Sensors would probably describe themselves as practical. Sensors like detail and are attracted to facts. They operate very much in the now and are more interested in facts than in possibility. They like order, and tend to have rules about how things should be done. In that sense they are quite conservative and the fact that ‘it has always been done this way’ can be a compelling argument for them. They will generally rather change by evolution rather than revolution, adapting something they are already doing to solve a new problem rather than coming up with something altogether novel. Generally the way things should be done is their way, and they can be quite judgmental and unforgiving if this doesn’t happen.
Sensors tend to be systematic (not necessarily organised), in that they like to start from a given point and build sequentially from there. They acquire information inductively i.e. Starting with a detail and building up to the big picture.
Intuitors
Some of us are more attracted to possibility. They will love ideas more than hard facts and will be more imaginative than practical.
People such as these are called Intuitors. Intuitors don’t much like detail, they find it boring. They look for possibilities in situations and are more concerned with patterns and the relationships between things. They will tend not to have rules about things, and will often appear to make things up as they go along. This can lead to them repeating the same mistake again and again because they are so focused on something else that the mistake only registers as a minor irritant and not something to focus on enough to make a rule about.
I remember giving a lecture once when, over the course of an hour, I tripped over the flip chart stand times without once thinking of moving it or me to avoid it happening again because my focus was so on what I was talking about.
Intuitors gain information deductively i.e. They start with the big picture and then build the detail if they have to.
Misunderstandings between Sensors and Intuitors.
This difference between chunking up and chunking down can lead to profound differences in communication styles.
With one being attracted to ideas and possibilities and the other to facts and the here and now, it is easy for two people of the opposite types to label each other as ‘having their head in the clouds’, or being ‘a stick in the mud’.
Your little grin that was cute at the beginning of the relationship when your foibles were pointed out rapidly becomes a trigger for a heated listing of all your shortcomings, usually suffixed with …”I don’t know why I bother.” Pretty soon he/she won’t and there goes another relationship.
If an intuitor is going from A to G, and when they get to C they figure out the way, they will probably skip straight to G, missing out D,E, and F. Sensors, on the other had, will go to D,E, and F anyway just in case there is something there that they might need.
From an Intuitors point of view Sensors can like information seemingly for the sake of it. Susan started studying for a qualification in canine psychology.
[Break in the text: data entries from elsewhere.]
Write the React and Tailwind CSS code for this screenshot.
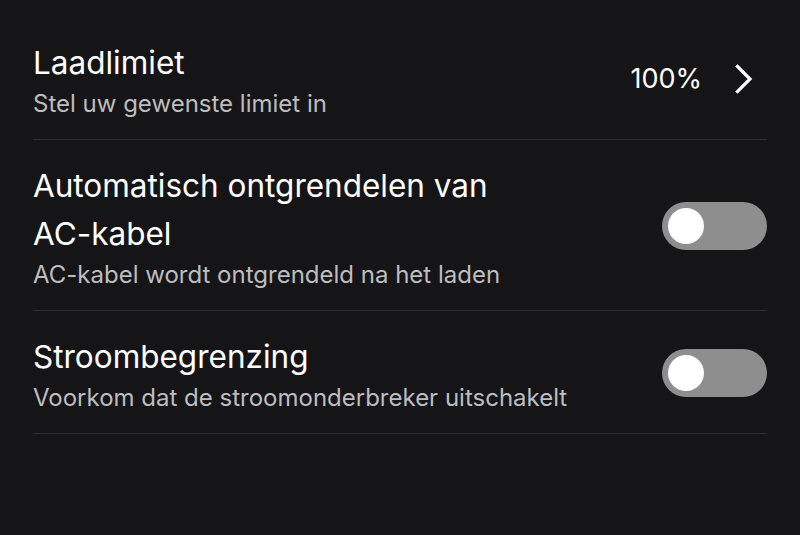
import { useState } from "react";

function Toggle({ on, onChange }) {
    return (
        <button
            type="button"
            onClick={() => onChange(!on)}
            className={`relative w-[105px] h-[48px] rounded-full shrink-0 transition-colors ${on ? "bg-[#3478f6]" : "bg-[#8e8e8e]"}`}
        >
            <span
                className={`absolute top-[6px] w-[36px] h-[36px] rounded-full bg-white transition-all ${on ? "left-[63px]" : "left-[6px]"}`}
            />
        </button>
    );
}

function Row({ title, subtitle, children }) {
    return (
        <div className="flex items-center justify-between gap-6 border-b border-[#2e2e30] pt-[22px] pb-[20px]">
            <div className="flex flex-col min-w-0">
                <p className="text-[31.5px] leading-[48px] text-white max-w-[500px]">{title}</p>
                <p className="text-[24px] leading-[30px] mt-[2px] text-[#bdbdbf]">{subtitle}</p>
            </div>
            {children}
        </div>
    );
}

function App() {
    const [unlock, setUnlock] = useState(false);
    const [limit, setLimit] = useState(false);

    return (
        <div
            className="min-h-screen bg-[#151518] px-[33px] pt-[17px]"
            style={{ fontFamily: "Inter, 'Noto Sans', sans-serif" }}
        >
            <Row title="Laadlimiet" subtitle="Stel uw gewenste limiet in">
                <div className="flex items-center gap-[33px] pr-[14px]">
                    <span className="text-[27px] text-white">100%</span>
                    <svg width="18" height="30" viewBox="0 0 18 30" fill="none">
                        <path d="M2.5 2.5 L15 15 L2.5 27.5" stroke="white" strokeWidth="3.2" strokeLinecap="square" strokeLinejoin="miter" />
                    </svg>
                </div>
            </Row>

            <Row title="Automatisch ontgrendelen van AC-kabel" subtitle="AC-kabel wordt ontgrendeld na het laden">
                <Toggle on={unlock} onChange={setUnlock} />
            </Row>

            <Row title="Stroombegrenzing" subtitle="Voorkom dat de stroomonderbreker uitschakelt">
                <Toggle on={limit} onChange={setLimit} />
            </Row>
        </div>
    );
}

export default App;
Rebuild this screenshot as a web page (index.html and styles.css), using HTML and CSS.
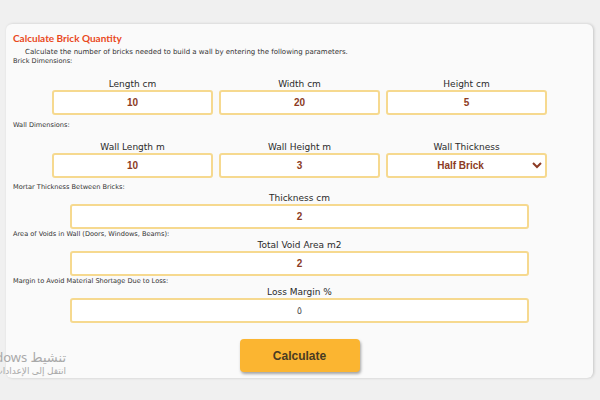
FILE: index.html
```html
<!DOCTYPE html>
<html lang="en">
<head>
    <meta charset="UTF-8">
    <meta name="viewport" content="width=device-width, initial-scale=1.0">
    <link rel="stylesheet" href="styles.css">
    <title>Calculate Brick Quantity</title>
</head>
<body>
    <main class="tarjeta">
        <h2 class="titulo">Calculate Brick Quantity</h2>
        <p class="descripcion">Calculate the number of bricks needed to build a wall by entering the following parameters.</p>

        <p class="seccion">Brick Dimensions:</p>
        <div class="fila fila-ladrillo">
            <div class="campo">
                <label>Length cm</label>
                <input type="text" value="10">
            </div>
            <div class="campo">
                <label>Width cm</label>
                <input type="text" value="20">
            </div>
            <div class="campo">
                <label>Height cm</label>
                <input type="text" value="5">
            </div>
        </div>

        <p class="seccion seccion-muro">Wall Dimensions:</p>
        <div class="fila fila-muro">
            <div class="campo">
                <label>Wall Length m</label>
                <input type="text" value="10">
            </div>
            <div class="campo">
                <label>Wall Height m</label>
                <input type="text" value="3">
            </div>
            <div class="campo">
                <label>Wall Thickness</label>
                <select>
                    <option>Half Brick</option>
                    <option>One Brick</option>
                </select>
            </div>
        </div>

        <p class="seccion seccion-sola">Mortar Thickness Between Bricks:</p>
        <div class="campo campo-solo">
            <label>Thickness cm</label>
            <input type="text" value="2">
        </div>

        <p class="seccion seccion-pegada">Area of Voids in Wall (Doors, Windows, Beams):</p>
        <div class="campo campo-solo">
            <label>Total Void Area m2</label>
            <input type="text" value="2">
        </div>

        <p class="seccion seccion-pegada">Margin to Avoid Material Shortage Due to Loss:</p>
        <div class="campo campo-solo">
            <label>Loss Margin %</label>
            <input type="text" class="arabe" value="٥">
        </div>

        <div class="acciones">
            <button class="boton">Calculate</button>
        </div>
    </main>

    <div class="marca" dir="rtl">
        <p class="marca-grande">تنشيط Windows</p>
        <p class="marca-chica">انتقل إلى الإعدادات لتنشيط Windows.</p>
    </div>
</body>
</html>
```

FILE: styles.css
```css
*{
    padding: 0;
    margin: 0;
    box-sizing: border-box;
}
html,body{
    width: 100%;
    height: 100%;
}
body{
    background-color: #f0f0f0;
    padding: 24px 7px 0 6px;
    font-family: "Comic Sans MS", "DejaVu Sans", sans-serif;
    color: #333;
}
.tarjeta{
    background-color: #fafafa;
    border-radius: 6px;
    box-shadow: 1px 0 3px rgba(0, 0, 0, 0.18);
    height: 354px;
    padding: 7px 7px 6px 7px;
}
.titulo{
    color: #e9481c;
    font-family: "Comic Sans MS", Lato, sans-serif;
    font-size: 10px;
    line-height: 14px;
    font-weight: bold;
}
.descripcion{
    font-size: 7px;
    line-height: 10px;
    padding-left: 12px;
    margin-top: 2px;
}
.seccion{
    font-size: 6.6px;
    line-height: 9px;
}
.fila{
    display: grid;
    grid-template-columns: repeat(3, 161px);
    column-gap: 6px;
    justify-content: center;
}
.fila-ladrillo{
    margin-top: 13px;
}
.seccion-muro{
    margin-top: 6px;
}
.fila-muro{
    margin-top: 12px;
}
.seccion-sola{
    margin-top: 5px;
}
.seccion-pegada{
    margin-top: 1px;
}
.campo{
    display: flex;
    flex-direction: column;
    align-items: center;
}
.campo label{
    font-size: 9px;
    line-height: 11px;
    color: #2a2a2a;
}
.campo-solo label{
    line-height: 12px;
}
.campo input,
.campo select{
    width: 100%;
    height: 25px;
    border: 2px solid #f6d98f;
    border-radius: 3px;
    background-color: #fff;
    text-align: center;
    font-family: "Liberation Sans", Arial, sans-serif;
    font-weight: bold;
    font-size: 10px;
    color: #8c3b24;
}
.campo select{
    text-align-last: center;
    padding: 0 4px;
}
.campo .arabe{
    font-family: "DejaVu Sans", sans-serif;
    font-weight: normal;
    color: #555;
}
.campo-solo{
    width: 459px;
    margin: 0 auto;
}
.acciones{
    display: flex;
    justify-content: center;
    margin-top: 16px;
}
.boton{
    width: 120px;
    height: 33px;
    border: none;
    border-radius: 4px;
    background-color: #fbb531;
    box-shadow: 1px 2px 3px rgba(0, 0, 0, 0.35);
    font-family: "Liberation Sans", Arial, sans-serif;
    font-weight: bold;
    font-size: 12px;
    color: #4a3b22;
}
.marca{
    position: absolute;
    left: 0;
    top: 349px;
    width: 66px;
    text-align: right;
    white-space: nowrap;
    color: #a9a9a9;
    font-family: "Noto Sans", "DejaVu Sans", sans-serif;
}
.marca-grande{
    font-size: 13px;
    line-height: 16px;
}
.marca-chica{
    font-size: 9px;
    line-height: 12px;
}
```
Before she got started she went out and bought just about every book on the market, just in case they were useful. When she got into gardening the same thing happened. Most she never even opened.
Ask a sensor for information and you can forget the Readers Digest abridged, they will give you everything they know. Ask an Intuitor the same question and you will tend to get the summary, which may just be the “Yes/No”, “Good/Bad” kind of thing. It doesn’t mean the first is boring/pedantic/verbose, or that the latter is being obscure/evasive/secretive, they are just approaching the question from different ends of information sorting.
One of the major things to understand about Intuitors is that to motivate them they must have a reason. They must know ‘why’.
Again the division is clear cut. 75% of the population come out as predominantly Sensor, with 25% as Intuitors.